Artwork by Lorraine Whelan . . .

Signal Arts Centre Residency 2021

While this seems to be an annual habit, I decided that this fourth period, would probably be my last residency in the upstairs, private studio at the Centre. Once again I was installed for ten weeks, Oct-Dec. I was generally finished all work preparations for my upcoming solo exhibition at Rathfarnham Castle in 2022, Memory Is My Homeland, so I decided that this year I would focus on my writing. However, as in past years I did a daily self-portrait in my sketchbook each morning and brought my folder of paper scraps plus some glue with the intention of making some collage cards. In addition, I took breaks away from the computer to create a number of cloth-bound books for the annual xmas craft fair at Signal.

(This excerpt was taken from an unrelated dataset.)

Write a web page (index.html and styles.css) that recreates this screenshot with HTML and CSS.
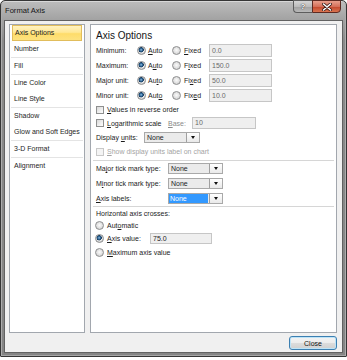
FILE: index.html
```html
<!DOCTYPE html>
<html>
<head>
<meta charset="utf-8">
<title>Format Axis</title>
<link rel="stylesheet" href="styles.css">
</head>
<body>
<div class="window">
  <div class="titlebar">
    <span class="title">Format Axis</span>
    <div class="caption-btns">
      <div class="cbtn help">?</div>
      <div class="cbtn close">
        <svg width="10" height="8" viewBox="0 0 10 8"><path d="M1.5 1 L8.5 7 M8.5 1 L1.5 7" stroke="#3a1a14" stroke-width="3" stroke-linecap="round"/><path d="M1.5 1 L8.5 7 M8.5 1 L1.5 7" stroke="#ffffff" stroke-width="1.6" stroke-linecap="round"/></svg>
      </div>
    </div>
  </div>
  <div class="client">
    <div class="panels">
      <ul class="nav">
        <li class="item selected">Axis Options</li>
        <li class="item sep">Number</li>
        <li class="item sep">Fill</li>
        <li class="item">Line Color</li>
        <li class="item sep">Line Style</li>
        <li class="item">Shadow</li>
        <li class="item sep">Glow and Soft Edges</li>
        <li class="item sep">3-D Format</li>
        <li class="item">Alignment</li>
      </ul>
      <div class="content">
        <div class="heading">Axis Options</div>
        <div class="axrow">
          <span class="axlbl">Minimum:</span>
          <span class="radio on"></span><span class="auto"><u>A</u>uto</span>
          <span class="radio"></span><span class="fixed"><u>F</u>ixed</span>
          <span class="field">0.0</span>
        </div>
        <div class="axrow">
          <span class="axlbl">Maximum:</span>
          <span class="radio on"></span><span class="auto">A<u>u</u>to</span>
          <span class="radio"></span><span class="fixed">F<u>i</u>xed</span>
          <span class="field">150.0</span>
        </div>
        <div class="axrow">
          <span class="axlbl">Major unit:</span>
          <span class="radio on"></span><span class="auto">Au<u>t</u>o</span>
          <span class="radio"></span><span class="fixed">Fi<u>x</u>ed</span>
          <span class="field">50.0</span>
        </div>
        <div class="axrow">
          <span class="axlbl">Minor unit:</span>
          <span class="radio on"></span><span class="auto">Aut<u>o</u></span>
          <span class="radio"></span><span class="fixed">Fix<u>e</u>d</span>
          <span class="field">10.0</span>
        </div>
        <div class="crow r-values">
          <span class="check"></span><span><u>V</u>alues in reverse order</span>
        </div>
        <div class="crow r-log">
          <span class="check"></span><span class="loglbl"><u>L</u>ogarithmic scale</span>
          <span class="baselbl"><u>B</u>ase:</span>
          <span class="field basefield">10</span>
        </div>
        <div class="crow r-disp">
          <span class="displbl">Display <u>u</u>nits:</span>
          <div class="dd dd-disp"><span class="dd-text">None</span><span class="dd-btn"><span class="tri"></span></span></div>
        </div>
        <div class="crow r-show disabled">
          <span class="check dis"></span><span><u>S</u>how display units label on chart</span>
        </div>
        <div class="sep-line"></div>
        <div class="crow r-tick">
          <span class="ticklbl">Ma<u>j</u>or tick mark type:</span>
          <div class="dd"><span class="dd-text">None</span><span class="dd-btn"><span class="tri"></span></span></div>
        </div>
        <div class="crow r-tick">
          <span class="ticklbl">M<u>i</u>nor tick mark type:</span>
          <div class="dd"><span class="dd-text">None</span><span class="dd-btn"><span class="tri"></span></span></div>
        </div>
        <div class="crow r-tick">
          <span class="ticklbl"><u>A</u>xis labels:</span>
          <div class="dd"><span class="dd-text sel">None</span><span class="dd-btn"><span class="tri"></span></span></div>
        </div>
        <div class="sep-line sep2"></div>
        <div class="crow r-hz">Horizontal axis crosses:</div>
        <div class="crow r-auto">
          <span class="radio"></span><span>Aut<u>o</u>matic</span>
        </div>
        <div class="crow r-av">
          <span class="radio on"></span><span class="avlbl"><u>A</u>xis value:</span>
          <span class="field avfield">75.0</span>
        </div>
        <div class="crow r-max">
          <span class="radio"></span><span><u>M</u>aximum axis value</span>
        </div>
      </div>
    </div>
    <div class="footer">
      <button class="btn-close">Close</button>
    </div>
  </div>
</div>
</body>
</html>
```
FILE: styles.css
```css
* { box-sizing: border-box; }
html, body { margin: 0; padding: 0; background: #ffffff; }
body {
  font-family: "Liberation Sans", Arial, sans-serif;
  font-size: 7px;
  color: #1b1b1b;
}
u { text-decoration: underline; text-underline-offset: 1px; }

.window {
  width: 347px;
  height: 357px;
  border: 1px solid #363636;
  border-radius: 5px 5px 1px 1px;
  background: linear-gradient(#bdbdbd, #a2a2a2 19px, #8a8a8a 40px, #858585);
  padding: 0 3px 3px 3px;
  display: flex;
  flex-direction: column;
  box-shadow: inset 1px 0 0 #adadad, inset -1px 0 0 #adadad, inset 0 -1px 0 #a5a5a5, inset 0 1px 0 #d8d8d8;
}

.titlebar {
  height: 19px;
  display: flex;
  align-items: flex-start;
  justify-content: space-between;
  padding: 0 2px 0 1px;
}
.title {
  font-size: 7.6px;
  line-height: 19px;
  color: #141414;
}
.caption-btns { display: flex; }
.cbtn {
  height: 13px;
  display: flex;
  align-items: center;
  justify-content: center;
  margin-top: -1px;
}
.help {
  width: 19px;
  border: 1px solid #5d5d5d;
  border-right: none;
  border-radius: 0 0 0 4px;
  background: linear-gradient(#d6d6d6, #bcbcbc 50%, #a0a0a0 51%, #bababa);
  color: #ffffff;
  font-size: 8px;
  font-weight: bold;
  text-shadow: 0 0 1px #333, 0 0 1px #333;
}
.close {
  width: 29px;
  border: 1px solid #5e2a22;
  border-radius: 0 0 4px 0;
  background: linear-gradient(#e9a08d, #d5705a 50%, #c2452b 51%, #d97450);
}

.client {
  flex: 1;
  border: 1px solid #626262;
  background: #f0f0f0;
  padding: 3px 5px 2px 4px;
  display: flex;
  flex-direction: column;
}
.panels {
  display: flex;
  gap: 5px;
  height: 309px;
}

.nav {
  width: 76px;
  margin: 0;
  padding: 0 1px;
  list-style: none;
  background: #ffffff;
  border: 1px solid #a2a7ae;
}
.item {
  height: 16px;
  line-height: 16px;
  padding-left: 3px;
  color: #1e1e1e;
  white-space: nowrap;
}
.item.sep {
  height: 17px;
  border-bottom: 1px solid #e4e4e4;
}
.item.selected {
  border: 1px solid #e1bd5c;
  line-height: 14px;
  padding-left: 2px;
  margin: 0 1px;
  background: linear-gradient(#fff2c2, #ffe895 45%, #fedc6a 55%, #fde27f);
  color: #202020;
}

.content {
  flex: 1;
  background: #ffffff;
  border: 1px solid #a2a7ae;
  padding: 5px 0 0 5px;
}
.heading {
  font-size: 10px;
  line-height: 12px;
  height: 13px;
  color: #151515;
}

.axrow {
  display: flex;
  align-items: center;
  height: 15px;
}
.axlbl { width: 41px; }
.auto { margin-left: 2px; width: 24px; }
.fixed { margin-left: 3px; width: 25px; }

.radio {
  flex: none;
  width: 9px;
  height: 9px;
  border-radius: 50%;
  border: 1px solid #8d8e8f;
  background: radial-gradient(circle at 50% 45%, #fbfbfb 0, #e8e8e8 2px, #d3d3d3 4px);
}
.radio.on {
  background: radial-gradient(circle at 45% 40%, #9cc3e4 0, #2f6a9c 1.3px, #1a3c5e 2.4px, #eeeeee 2.9px, #d2d2d2 4px);
}

.field {
  height: 13px;
  width: 63px;
  border: 1px solid #c6c6c6;
  background: #efefef;
  color: #6a6a6a;
  padding-left: 2px;
  line-height: 11px;
}

.crow {
  display: flex;
  align-items: center;
}
.check {
  flex: none;
  width: 8px;
  height: 8px;
  margin-right: 3px;
  border: 1px solid #8e8f8f;
  background: linear-gradient(135deg, #d8d8d8, #f4f4f4 70%, #ffffff);
}
.check.dis {
  border-color: #c8c8c8;
  background: #f4f4f4;
}
.r-values { height: 13px; }
.r-log { height: 14px; }
.loglbl { width: 61px; }
.baselbl { width: 24px; color: #8a8a8a; }
.basefield { width: 64px; height: 12px; line-height: 10px; }
.r-disp { height: 15px; }
.displbl { width: 48px; }
.r-show { height: 13px; }
.disabled { color: #a4a4a4; }

.sep-line {
  height: 1px;
  background: #d6d6d6;
  margin: 2px 2px 0 -3px;
}
.sep-line.sep2 { margin-top: 0; }

.r-tick { height: 15px; }
.ticklbl { width: 72px; }

.dd {
  display: flex;
  width: 55px;
  height: 11px;
  border: 1px solid #a9a9a9;
  background: #ebebeb;
}
.dd-disp { width: 56px; }
.dd-text {
  flex: 1;
  padding-left: 2px;
  line-height: 9px;
  color: #1b1b1b;
}
.dd-text.sel {
  background: #3399ff;
  color: #ffffff;
  margin: 0 1px 0 0;
  padding-left: 1px;
}
.dd-btn {
  width: 13px;
  display: flex;
  align-items: center;
  justify-content: center;
  border-left: 1px solid #a0a0a0;
  background: linear-gradient(#ffffff, #e9e9e9);
}
.tri {
  width: 0;
  height: 0;
  border-left: 2.5px solid transparent;
  border-right: 2.5px solid transparent;
  border-top: 3px solid #111111;
}

.r-hz { height: 12px; }
.r-auto { height: 12px; }
.r-auto .radio, .r-av .radio, .r-max .radio { margin-left: -1px; margin-right: 3px; }
.r-av { height: 14px; }
.avlbl { width: 43px; }
.avfield { width: 62px; height: 11px; line-height: 9px; color: #1b1b1b; }
.r-max { height: 14px; }

.footer {
  display: flex;
  justify-content: flex-end;
  margin-top: 3px;
}
.btn-close {
  width: 48px;
  height: 14px;
  padding: 0;
  font-family: "Liberation Sans", Arial, sans-serif;
  font-size: 7px;
  color: #111111;
  border: 1px solid #3c7fb1;
  border-radius: 3px;
  background: linear-gradient(#f4f4f4, #ececec 48%, #dcdcdc 52%, #d0d0d0);
  box-shadow: inset 0 0 0 1px #bde4f8;
}
```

With regard to my writing, I decided to take Anne Lamott's suggestion (in her book Bird by Bird) and write as much as I could remember from my childhood to start off a sustained idea of storytelling. As an aide memoire I brought to the studio several elementary school class photos and wrote as much as I could remember about each person in the photo. Surprisingly there were only a few faces that I could remember nothing about (the photos were from grade 2 to grade 8).

I also wrote a poem nearly every day, utilising the NaPoWriMo prompts from 2013, a year I had not participated in that project. In addition I transcribed the three recordings of my Mum talking about the revolution and civil war in the early years of 20th C Ireland. Transcribing from my dream diaries, while I am still able to read my own scrawl, was also one of my studio activities, and of course, one which is ongoing. My dreams have been both a visual and a verbal resource for me for the past 40 years." .

Image Details

  • self-portrait: As I had done in my previous residencies, a daily self portrait proved to be both a record of time and a fabulous warm-up exercise.
  • collage cards: In the summer I had decided to finally rid myself of several shelves of magazines, but before purging completely, I went through each magazine and kept colourful pages of images that I thought I might use in collage cards. Making cards for various occasions is always something that I have done and it is a boon to have a card at hand when it is needed.
  • writing: I was surprised at some of the things I remembered from growing up in the '60s in Toronto. I had many good and happy memories associated with specific classmates, but as an adult looking back at those times I could see huge disparities between privilege and poverty. What was most shocking to me was to realise such obvious bad behaviour from those in authority towards those in their "care"; some teachers seemed to actually blame and punish children for their family's poverty.
  • craft fair: I made a few A5 blank note/sketchbooks as part of my contribution to the annual xmas craft fair at Signal with the intention of having a bit of pocket money in the new year!

I was born in Toronto, Canada into a large Irish immigrant family. Shortly after obtaining my primary degree in 1986, I moved to Ireland to where my parents and half my siblings had already returned.

My writing (poetry, art criticism & commentary, fiction, non-fiction) has been published in Ireland, Canada, USA, Luxembourg & online.

I have exhibited my artwork throughout Ireland in both solo and group exhibitions and have exhibited in group exhibitions in France, China and Canada. I have participated in artist residencies and symposia and my work is included in private (US, Canada, Australia, UK & Belgium) and in public/corporate collections (Microsoft WPGI, OPW, HSE, Tyrone Guthrie Centre, Europol & IBM).

For over 30 years I have created bodies of work that are inspired and challenged by my environment and circumstances, which are regularly in flux. The study and analysis of dreams plays a large part in much of my work and the development of dream imagery informs the iconography used in both visual and verbal work.

I have worked on projects in response to a specific brief, site, concept, or combination of these. I am fascinated with the immediacy of temporary work yet equally interested in archives and permanence. While I consider myself primarily a painter, I love to experience and experiment with any manner of media. I freely use any media to suit an idea, which is the paramount consideration.

I believe that it is through the expression of individual responses to life circumstances that wider truths can be discovered and understood.

I am an artist. I am here. I remember. I draw. I write. I tell stories.